Let’s take the example of the professor, asking inappropriate questions about immigration, hassling you in an attempt to get you to respond. In the midst of a situation like this, where a person in a position of power is directing odd commentary at you, may feel the need to push back, to stand your ground and prove them wrong. If you feel that’s the right option for you, go for it. But here’s another we don’t often consider, especially when it’s with a professor. Refuse to engage. When someone is egging you on like this, it is not being done in good faith. They are not actually committed to advancing ideas, rather they are (sorry to be blunt) getting off on their ability to bully you. Imagine being such a sad person. So there’s little benefit with you arguing back to prove them wrong. You don’t owe it to them to engage. If a professor is trying to rile you up or embarrass you don’t give them the pleasure. Look bemused and tell them, “I’m not sure if you’re intending your comments to be racist, but they are. And I’m not going to engage.” They can’t force to you to keep the conversation going and calling them out will likely stop them cold. If they keep going, it will give you more content to report to administration. And after class, that’s immediately what you need to do–report incidents like this to the appropriate offices in your school. I’d also suggest you write down what happened so the details stay fresh and you’ve made a record of the incident.

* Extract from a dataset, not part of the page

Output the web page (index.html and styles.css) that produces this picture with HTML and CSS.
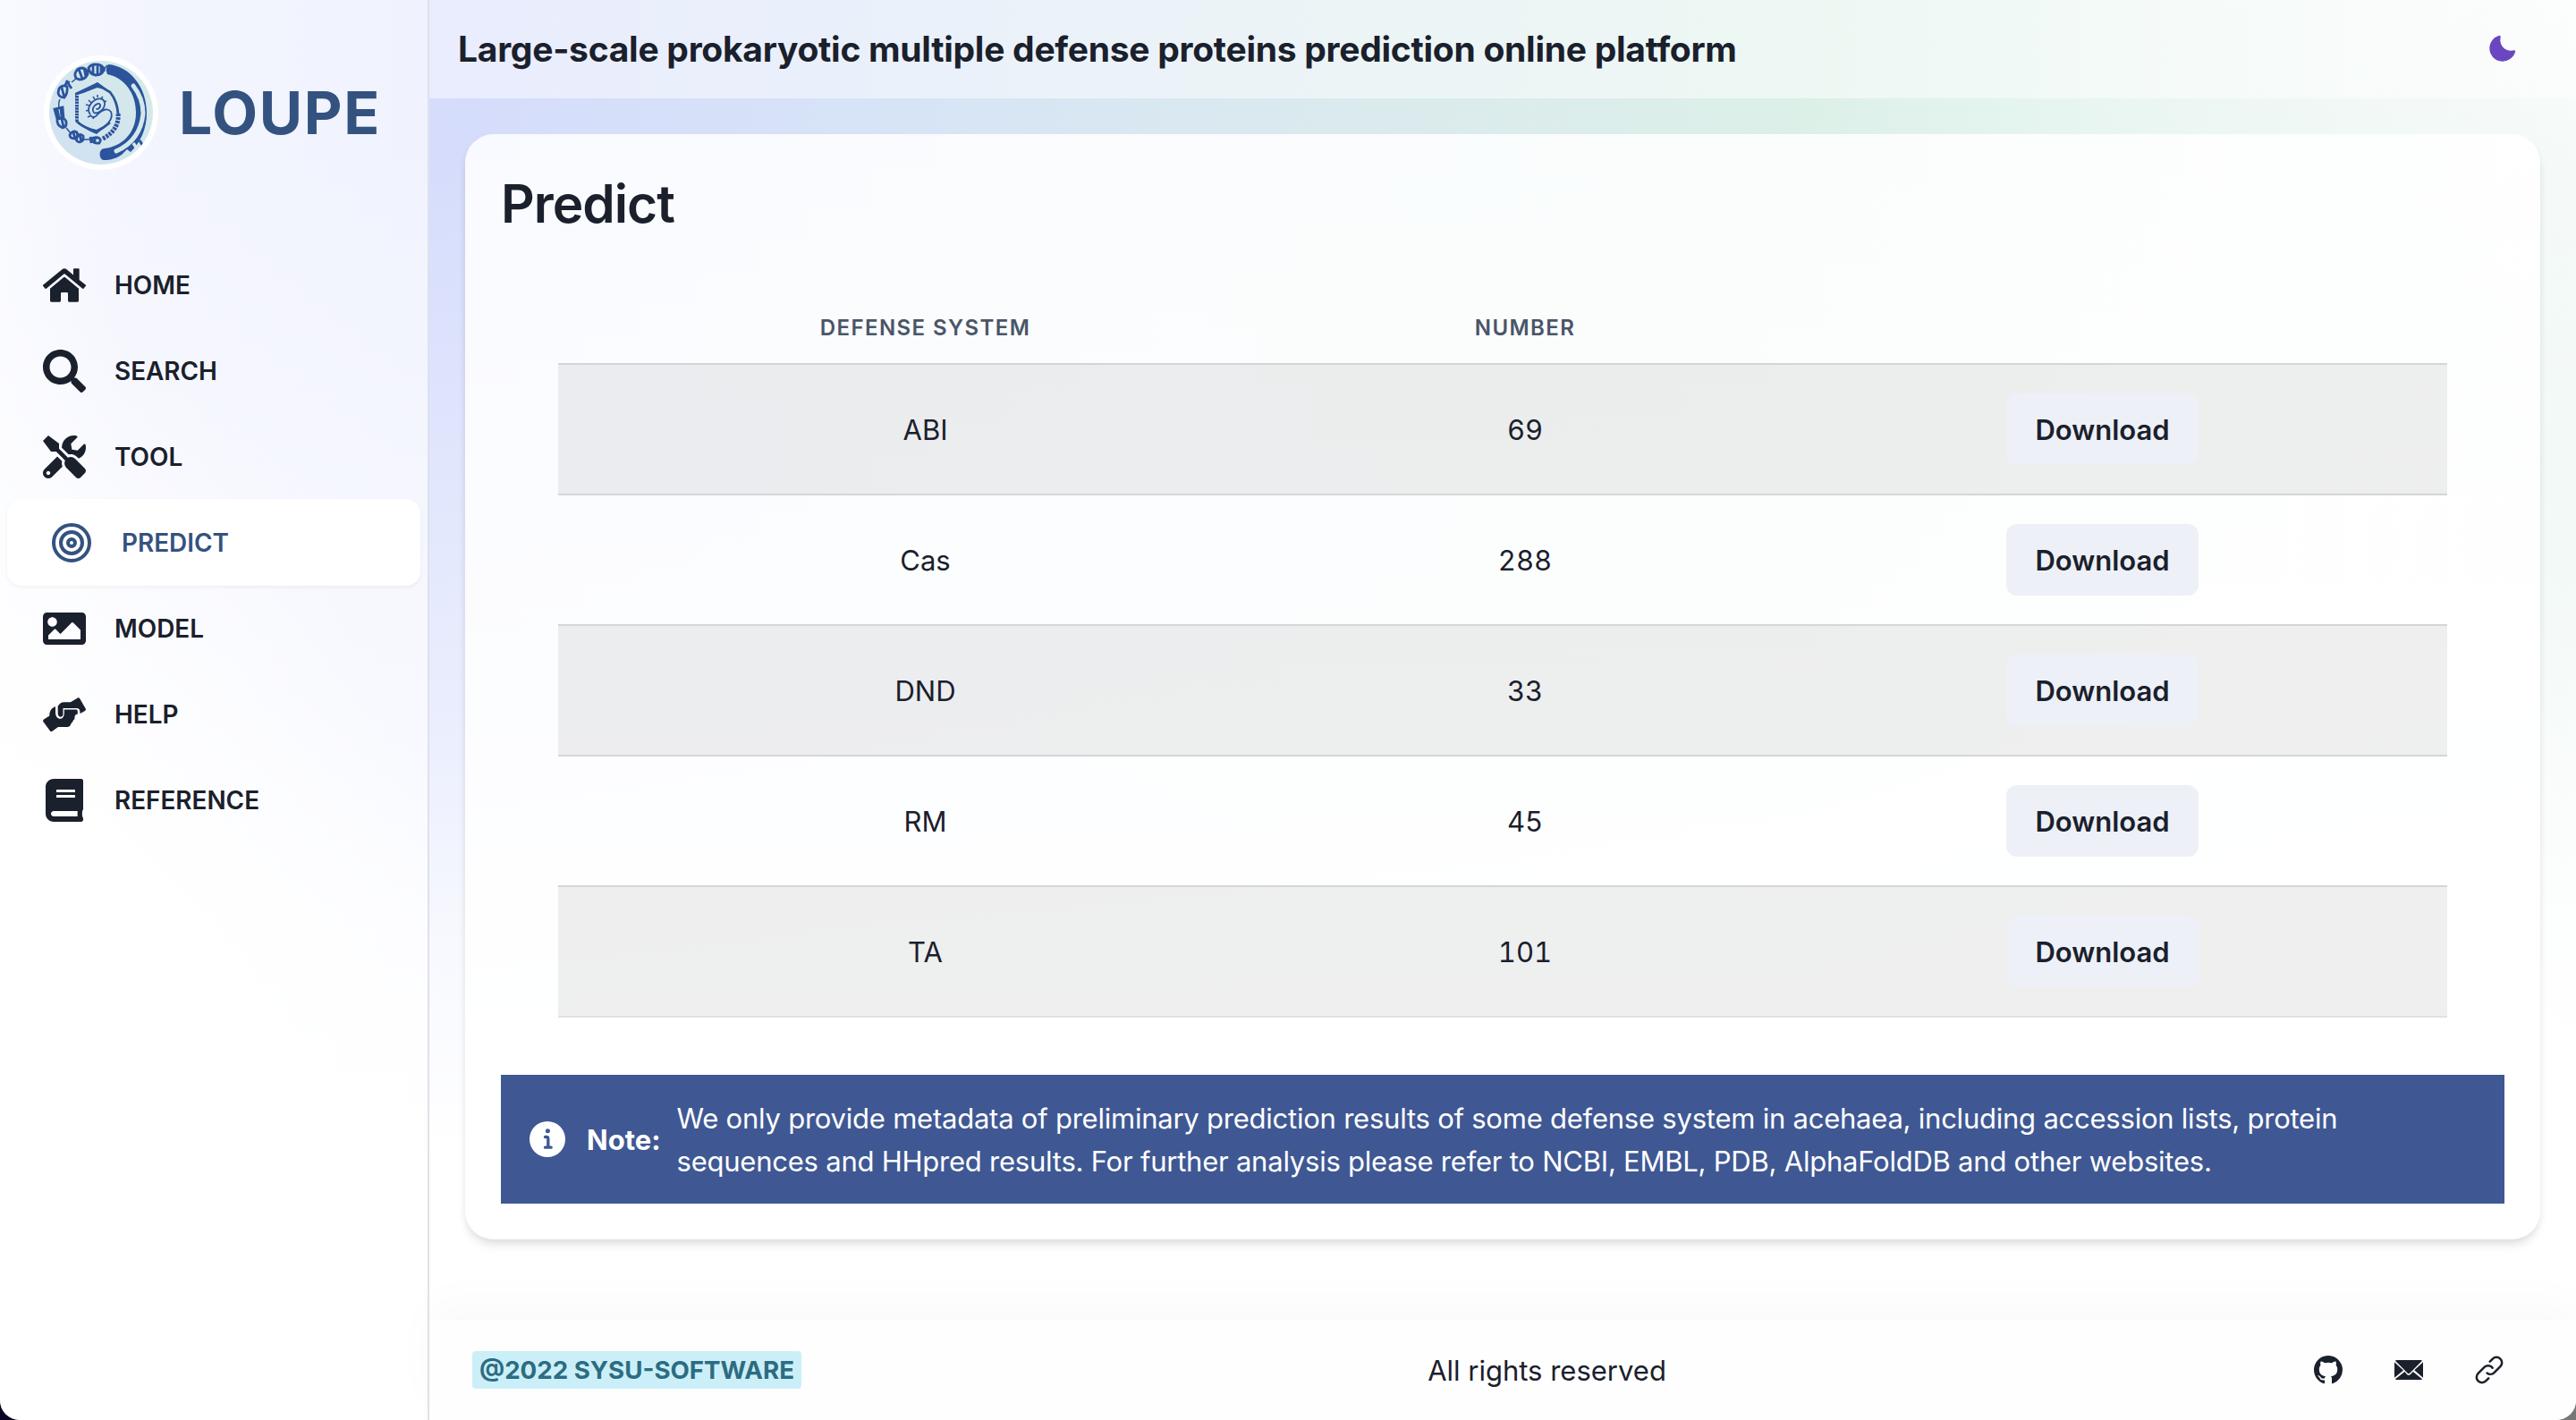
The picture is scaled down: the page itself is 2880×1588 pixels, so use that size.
FILE: index.html
```html
<!DOCTYPE html>
<html lang="en">
<head>
<meta charset="utf-8">
<title>LOUPE - Predict</title>
<link rel="stylesheet" href="styles.css">
</head>
<body>
<div class="app">
  <aside class="sidebar">
    <div class="brand">
      <svg class="logo" viewBox="0 0 128 128">
        <defs>
          <linearGradient id="lg" x1="0" y1="1" x2="1" y2="0"><stop offset=".2" stop-color="#d1e2f1"/><stop offset=".8" stop-color="#d4e9ea"/></linearGradient>
          <clipPath id="disc"><circle cx="64" cy="64" r="58"/></clipPath>
        </defs>
        <circle cx="64" cy="64" r="64" fill="#fff"/>
        <circle cx="64" cy="64" r="58" fill="url(#lg)"/>
        <g clip-path="url(#disc)">
          <path fill="#2b549c" d="M72 10C96 12 115 35 115 64c0 19-7 33-18 44l-4-3-6 6c-6 4-12 6-20 6-6-1-6-13 1-13C86 102 103 88 103 64 103 42 90 25 71 21q-3-6 1-11z"/>
          <path d="M100 34Q111 48 111 65 108 95 81 107" fill="none" stroke="#d4e8eb" stroke-width="5" stroke-linecap="round"/>
          <path d="M100 98l8 12" stroke="#d4e8eb" stroke-width="3.500"/>
          <path d="M107 95l5 8" stroke="#2b549c" stroke-width="3"/>
          <g fill="none" stroke="#2b549c" stroke-width="2.800">
            <path d="M50 14q2-4 8-4 8 0 9 6-2 6-9 6-7-1-8-8zM55 10v12M60 10v12M64 12v9M35 20q2-6 8-6 6 1 6 7-3 6-9 6-6-1-5-7zM39 15l4 11M45 14l2 10"/>
            <path d="M17 37q4-5 9-2 1 7-3 12-6 0-7-5zM20 36l3 11M25 28l6 9M24 35q0-6 5-5M12 60l9-2 1 12-7 1zM15 60l2 10M19 59l1 10M15 71q8-3 10 3 1 6-4 7-7-3-6-10zM20 71l2 9"/>
            <path d="M29 89q3-6 8-3 2 5-2 7-6 0-6-4zM37 92q2-6 7-2 1 6-4 7-5-1-3-5zM33 86l2 7M40 89l2 7M52 91l1 7M53 94q2-3 8-2 4 2 1 6-6 1-9-4zM57 92v6"/>
            <path d="M31 30l5-4M18 49q-2 4-1 10M25 81l5 6M45 94h7M68 18q-1-4 3-7" stroke-width="1.500"/>
            <path d="M37 45v28" stroke-width="4" stroke-dasharray="2.500 .8"/>
            <path d="M66 93q19-10 17-29" stroke-width="5" stroke-dasharray="2.800 1.200"/>
            <path d="M36 43Q52 39 60 32q8 6 14 9 8 10 9 24M36 73q8 8 23 12 8-4 15-10"/>
          </g>
          <path fill="#2b549c" d="M35 45V42L60 30 74 40 60 36zM38 74q9 7 21 9l14-7-14 12Q45 83 38 74z"/>
          <path d="M52 66q-4-5 0-11c6-9 15-8 16-2 1 7-8 13-12 11-4-5 4-13 7-9 1 3-4 7-4 4M52 67q4 5 9-2 9-8 14-2c3 7-2 13-10 19" fill="none" stroke="#2b549c" stroke-width="1.800"/>
          <path d="M47 55l4 1M47 62l4-1M50 50l3 3M55 46l2 3M60 44v3M66 46l-2 2M70 51l-3 1M49 69l4-2M55 71l1-3" stroke="#2b549c" stroke-width="1.500"/>
        </g>
      </svg>
      <span class="brand-name">LOUPE</span>
    </div>
    <nav class="nav">
      <a class="nav-item"><svg class="nav-icon" viewBox="0 0 576 512"><path d="M280.370 148.260L96 300.110V464a16 16 0 0 0 16 16l112.060-.29a16 16 0 0 0 15.920-16V368a16 16 0 0 1 16-16h64a16 16 0 0 1 16 16v95.640a16 16 0 0 0 16 16.050L464 480a16 16 0 0 0 16-16V300L295.670 148.260a12.190 12.190 0 0 0-15.300 0zM571.600 251.470L488 182.560V44.050a12 12 0 0 0-12-12h-56a12 12 0 0 0-12 12v72.610L318.470 43a48 48 0 0 0-61 0L4.340 251.470a12 12 0 0 0-1.600 16.900l25.500 31A12 12 0 0 0 45.150 301l235.220-193.740a12.190 12.190 0 0 1 15.300 0L530.900 301a12 12 0 0 0 16.900-1.600l25.500-31a12 12 0 0 0-1.700-16.930z"/></svg><span>HOME</span></a>
      <a class="nav-item"><svg class="nav-icon" viewBox="0 0 512 512"><path d="M505 442.700L405.300 343c-4.500-4.500-10.600-7-17-7H372c27.600-35.300 44-79.700 44-128C416 93.100 322.900 0 208 0S0 93.100 0 208s93.100 208 208 208c48.300 0 92.700-16.400 128-44v16.300c0 6.400 2.500 12.500 7 17l99.700 99.700c9.400 9.400 24.600 9.400 33.900 0l28.300-28.300c9.400-9.400 9.400-24.600.1-34zM208 336c-70.700 0-128-57.200-128-128 0-70.700 57.200-128 128-128 70.700 0 128 57.200 128 128 0 70.700-57.200 128-128 128z"/></svg><span>SEARCH</span></a>
      <a class="nav-item"><svg class="nav-icon" viewBox="0 0 512 512"><path d="M501.100 395.700L384 278.600c-23.100-23.100-57.600-27.600-85.400-13.900L192 158.100V96L64 0 0 64l96 128h62.100l106.600 106.600c-13.600 27.800-9.200 62.300 13.900 85.400l117.100 117.100c14.600 14.600 38.200 14.600 52.700 0l52.700-52.700c14.500-14.600 14.500-38.200 0-52.700zM331.700 225c28.300 0 54.900 11 74.900 31l19.400 19.400c15.800-6.900 30.800-16.500 43.800-29.500 37.100-37.100 49.700-89.300 37.900-136.700-2.200-9-13.500-12.100-20.100-5.500l-74.400 74.400-67.900-11.300L334 98.900l74.400-74.400c6.600-6.600 3.400-17.900-5.700-20.200-47.400-11.700-99.600.9-136.600 37.900-28.500 28.500-41.900 66.100-41.200 103.600l82.100 82.100c8.100-1.900 16.500-2.900 24.700-2.900zm-103.900 82l-56.700-56.700L18.700 402.800c-25 25-25 65.500 0 90.500s65.500 25 90.500 0l123.600-123.600c-7.600-19.900-9.900-41.600-5-62.700zM64 472c-13.200 0-24-10.800-24-24 0-13.300 10.700-24 24-24s24 10.700 24 24c0 13.200-10.700 24-24 24z"/></svg><span>TOOL</span></a>
      <a class="nav-item active"><svg class="nav-icon" viewBox="0 0 24 24" fill="none" stroke="currentColor" stroke-width="2"><circle cx="12" cy="12" r="10"/><circle cx="12" cy="12" r="6"/><circle cx="12" cy="12" r="2"/></svg><span>PREDICT</span></a>
      <a class="nav-item"><svg class="nav-icon" viewBox="0 0 512 512"><path d="M464 448H48c-26.510 0-48-21.490-48-48V112c0-26.510 21.490-48 48-48h416c26.510 0 48 21.490 48 48v288c0 26.510-21.490 48-48 48zM112 120c-30.928 0-56 25.072-56 56s25.072 56 56 56 56-25.072 56-56-25.072-56-56-56zM64 384h384V272l-87.515-87.515c-4.686-4.686-12.284-4.686-16.971 0L208 320l-55.515-55.515c-4.686-4.686-12.284-4.686-16.971 0L64 336v48z"/></svg><span>MODEL</span></a>
      <a class="nav-item"><svg class="nav-icon" viewBox="0 -5 48 48"><path d="M1 24.500l6.300-4.100c0-6 2.700-8.700 6.700-10.100v6.500c0 8.800 9.800 9.800 9.800.5v-3.800h13.500c1.200 0 1.500 1.200 1.500 3.200v1.700c-2.800.6-3.300 2-3.300 4 0 3-2.200 2.300-2.200 5-2.200 0-1.700 5.500-6.200 5.500H17l-6.600 4.800c-1 .7-2 .5-2.500-.5L.3 27c-.5-1-.2-1.900.7-2.500zM16.700 9.500c2.200-2.900 4-4.300 6.700-4.300h7.400L38.500.7c1.300-.7 2.200-.4 2.900.8L47.700 12.500c.6 1.200.2 2-.8 2.500l-5.300 3.100c-.1-4-.9-6-3.300-6H22.500v6.500c0 4.500-5.800 4-5.800-.5z"/></svg><span>HELP</span></a>
      <a class="nav-item"><svg class="nav-icon" viewBox="0 0 448 512"><path d="M448 360V24c0-13.300-10.700-24-24-24H96C43 0 0 43 0 96v320c0 53 43 96 96 96h328c13.300 0 24-10.700 24-24v-16c0-7.500-3.500-14.300-8.900-18.700-4.200-15.400-4.200-59.300 0-74.700 5.400-4.300 8.900-11.100 8.900-18.600zM128 134c0-3.300 2.700-6 6-6h212c3.300 0 6 2.700 6 6v20c0 3.300-2.700 6-6 6H134c-3.300 0-6-2.700-6-6v-20zm0 64c0-3.300 2.700-6 6-6h212c3.300 0 6 2.700 6 6v20c0 3.300-2.700 6-6 6H134c-3.300 0-6-2.700-6-6v-20zm253.400 250H96c-17.700 0-32-14.300-32-32 0-17.600 14.400-32 32-32h285.400c-1.900 17.100-1.900 46.900 0 64z"/></svg><span>REFERENCE</span></a>
    </nav>
  </aside>
  <div class="page">
    <header class="topbar">
      <h1>Large-scale prokaryotic multiple defense proteins prediction online platform</h1>
      <svg class="moon" viewBox="0 0 24 24"><path fill="currentColor" d="M21.400 13.700C20.600 13.900 19.800 14 19 14c-5 0-9-4-9-9 0-.8.100-1.600.3-2.400.100-.3 0-.7-.3-1-.3-.3-.6-.4-1-.3C4.300 2.700 1 7.100 1 12c0 6.100 4.900 11 11 11 4.900 0 9.300-3.300 10.600-8.100.1-.3 0-.7-.3-1-.2-.2-.6-.3-.9-.2z"/></svg>
    </header>
    <main class="main">
      <section class="card">
        <h2>Predict</h2>
        <table class="table">
          <colgroup><col class="c1"><col class="c2"><col class="c3"></colgroup>
          <thead><tr><th>DEFENSE SYSTEM</th><th>NUMBER</th><th></th></tr></thead>
          <tbody>
            <tr><td>ABI</td><td>69</td><td><button class="btn">Download</button></td></tr>
            <tr><td>Cas</td><td>288</td><td><button class="btn">Download</button></td></tr>
            <tr><td>DND</td><td>33</td><td><button class="btn">Download</button></td></tr>
            <tr><td>RM</td><td>45</td><td><button class="btn">Download</button></td></tr>
            <tr><td>TA</td><td>101</td><td><button class="btn">Download</button></td></tr>
          </tbody>
        </table>
        <div class="note">
          <svg class="info" viewBox="0 0 24 24"><path fill="currentColor" d="M12 0a12 12 0 1 0 12 12A12.013 12.013 0 0 0 12 0zm.25 5a1.500 1.500 0 1 1-1.500 1.500 1.500 1.500 0 0 1 1.500-1.500zm2.250 13.500h-4a1 1 0 0 1 0-2h.75a.25.25 0 0 0 .25-.25v-4.500a.25.25 0 0 0-.25-.25h-.75a1 1 0 0 1 0-2h1a2 2 0 0 1 2 2v4.750a.25.25 0 0 0 .25.25h.75a1 1 0 1 1 0 2z"/></svg>
          <strong>Note:</strong>
          <p>We only provide metadata of preliminary prediction results of some defense system in acehaea, including accession lists, protein<br>sequences and HHpred results. For further analysis please refer to NCBI, EMBL, PDB, AlphaFoldDB and other websites.</p>
        </div>
      </section>
    </main>
    <footer class="footer">
      <span class="badge">@2022 SYSU-SOFTWARE</span>
      <span class="rights">All rights reserved</span>
      <div class="links">
        <svg viewBox="0 0 16 16"><path d="M8 0C3.580 0 0 3.580 0 8c0 3.540 2.290 6.530 5.470 7.590.4.070.55-.17.55-.38 0-.19-.01-.82-.01-1.490-2.010.37-2.530-.49-2.690-.94-.09-.23-.48-.94-.82-1.130-.28-.15-.68-.52-.01-.53.63-.01 1.080.58 1.230.82.72 1.210 1.870.87 2.330.66.070-.52.28-.87.51-1.070-1.780-.2-3.640-.89-3.640-3.950 0-.87.31-1.590.82-2.150-.08-.2-.36-1.020.08-2.120 0 0 .67-.21 2.200.82.64-.18 1.320-.27 2-.27s1.360.09 2 .27c1.530-1.040 2.200-.82 2.200-.82.44 1.100.16 1.920.08 2.120.51.56.82 1.270.82 2.150 0 3.070-1.870 3.750-3.650 3.950.29.25.54.73.54 1.480 0 1.070-.01 1.930-.01 2.200 0 .21.15.46.55.38A8.010 8.010 0 0 0 16 8c0-4.420-3.580-8-8-8z"/></svg>
        <svg viewBox="0 0 24 24"><path d="M11.100 14.800l.9.400 1-.5L23.200 4.300 22.500 3.800H1.500l-.8.500zM0 5.500v13l7.500-6.200zM24 5.500v13l-7.300-6.300zM8.600 13.500L.7 19.700q.4.500 1.100.5h20.400q.7 0 1.100-.5l-7.700-6.200-2.200 2.200q-1.400 1.300-2.900 0z"/></svg>
        <svg viewBox="0 0 24 24" fill="none" stroke="currentColor" stroke-width="1.900" stroke-linecap="round"><path d="M12.600 5l2.300-2.300a4.500 4.500 0 0 1 6.400 6.400l-5.200 5.200a4.500 4.500 0 0 1-5.900.3M11.400 19l-2.300 2.300a4.500 4.500 0 0 1-6.400-6.400l5.200-5.200a4.500 4.500 0 0 1 6.400 0l.4.600"/></svg>
      </div>
    </footer>
  </div>
</div>
</body>
</html>
```
FILE: styles.css
```css
* { box-sizing: border-box; margin: 0; padding: 0; }
html { background: linear-gradient(90deg, #0c0425 50%, #777 50%); }
body { font-family: Inter, "Liberation Sans", sans-serif; color: #1a202c; font-size: 31px; }
.app {
  display: flex; height: 1588px; overflow: hidden;
  border-radius: 0 0 22px 22px;
  background:
    radial-gradient(ellipse 560px 1250px at 0 1588px, #fff 50%, rgba(255,255,255,0) 100%),
    linear-gradient(180deg, rgba(255,255,255,0) 160px, rgba(255,255,255,.22) 430px, rgba(255,255,255,.5) 800px, rgba(255,255,255,.8) 1030px, #fff 1290px),
    radial-gradient(ellipse 700px 800px at 2880px 620px, rgba(229,243,238,.75), rgba(229,243,238,0)),
    linear-gradient(90deg, #eef0ff 0, #dfe3fd 5%, #d5dcfc 17%, #d7e4f6 35%, #dbeaee 52%, #dcf0e8 70%, #e4f4ee 78%, #f3f9f6 90%, #fefefe 100%);
}
.sidebar { width: 480px; border-right: 2px solid #dfe1ea; background: rgba(255,255,255,.64); }
.brand { display: flex; align-items: center; gap: 23px; height: 252px; padding-left: 49px; }
.logo { width: 128px; height: 128px; }
.brand-name { font-size: 66px; font-weight: 700; letter-spacing: 1.700px; color: #34527f; }
.nav { display: flex; flex-direction: column; padding: 19px 8px 0; }
.nav-item { display: flex; align-items: center; gap: 32px; height: 96px; padding-left: 40px; font-size: 27.900px; font-weight: 600; }
.nav-icon { width: 48px; height: 48px; fill: currentColor; }
.nav-item.active { color: #34527f; background: #fff; border-radius: 16px; margin-top: -1px; height: 97px; padding-left: 48px; box-shadow: 0 2px 4px rgba(0,0,0,.05); }
.active .nav-icon { fill: none; }
.page { flex: 1; display: flex; flex-direction: column; min-width: 0; }
.topbar { display: flex; align-items: center; justify-content: space-between; height: 110px; padding: 0 66px 2px 32px; background: rgba(255,255,255,.48); }
.topbar h1 { font-size: 39px; font-weight: 700; letter-spacing: -.27px; }
.moon { width: 32px; height: 32px; color: #6b46c1; }
.main { flex: 1; padding: 40px; }
.card { height: 1236px; padding: 40px; border-radius: 32px; background: rgba(255,255,255,.86); box-shadow: 0 8px 12px -2px rgba(0,0,0,.1), 0 4px 8px -2px rgba(0,0,0,.06); }
.card h2 { font-size: 58.500px; line-height: 76px; font-weight: 600; letter-spacing: -1px; }
.table { width: 2112px; margin: 66px auto 0; table-layout: fixed; border-collapse: separate; border-spacing: 0; }
.c1 { width: 821px; } .c2 { width: 520px; }
th { height: 76px; padding-bottom: 6px; font-size: 24px; font-weight: 600; letter-spacing: 1.400px; color: #4a5568; }
th, td { text-align: center; vertical-align: middle; border-bottom: 2px solid #d4d5d7; }
td { height: 146px; font-variant-numeric: tabular-nums; }
tbody tr:last-child td { border-bottom-color: #dfe0e0; }
tbody tr:nth-child(odd) td { background: rgba(0,0,0,.063); }
.btn { width: 215px; height: 80px; border: 0; border-radius: 12px; background: #edf0f7; color: inherit; font: 600 31px Inter, sans-serif; }
.note { display: flex; align-items: center; height: 144px; margin-top: 64px; padding-left: 32px; background: #3f5893; color: #fff; }
.info { width: 40px; height: 40px; margin-right: 24px; }
.note strong { font-weight: 700; margin-right: 18px; }
.note p { padding-top: 2px; line-height: 48px; white-space: nowrap; letter-spacing: -.23px; }
.footer { display: flex; justify-content: space-between; align-items: center; height: 112px; padding: 0 81px 0 48px; background: #fefefe; box-shadow: 0 -20px 50px rgba(0,0,0,.025); }
.badge { padding: 0 8px; line-height: 42px; font-size: 27.700px; font-weight: 700; color: #2c6c82; background: #cbeff8; border-radius: 4px; }
.links { display: flex; gap: 58px; padding-left: 24px; }
.links svg { width: 32px; height: 32px; fill: #1a202c; }
.links svg:last-child { fill: none; }
```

In other instances, mostly comments made by classmates, there is space to speak up and confront inappropriate comments as they are happening. Of course, it will be rare that someone will say something overtly racist; those comments that make you inwardly flinch are usually subtle in their isms (classism, racism, etc). They are made by privileged people who haven’t known much struggle. When they read facts of cases–of real people–they may reach conclusions or make judgements about them. I won’t ever forget the discussion in Contracts where a classmate said people that fall for predatory loans deserve it and the mix of emotions I felt for family that used payday loans to get by only to struggle to pay them back. In those instances it may feel right to speak up in defense, but don’t feel like you must always give your energy to those comments. If you’re not in the right headspace, if you’re tired, if you have other pressing issues, focus on that instead. Don’t feel like there’s a burden on you to speak up against every comment right then and there. Instead, take a beat, collect your thoughts and have a follow up discussion with the professor about why they allow those types of comments and seek out support from BIPOC student groups. Having a support system will make all the different in helping you determine response and next steps.
Ugh, I wish I could say you’ll go through your program without ever experiencing this. And that’s what I really hope for you. But realistically, you’ll be submerged with folks who are problematic in so many ways; who are flourishing in a mess-up system that supports and protects them. So always remember that you need to do whatever you need to do in order to protect your mental health.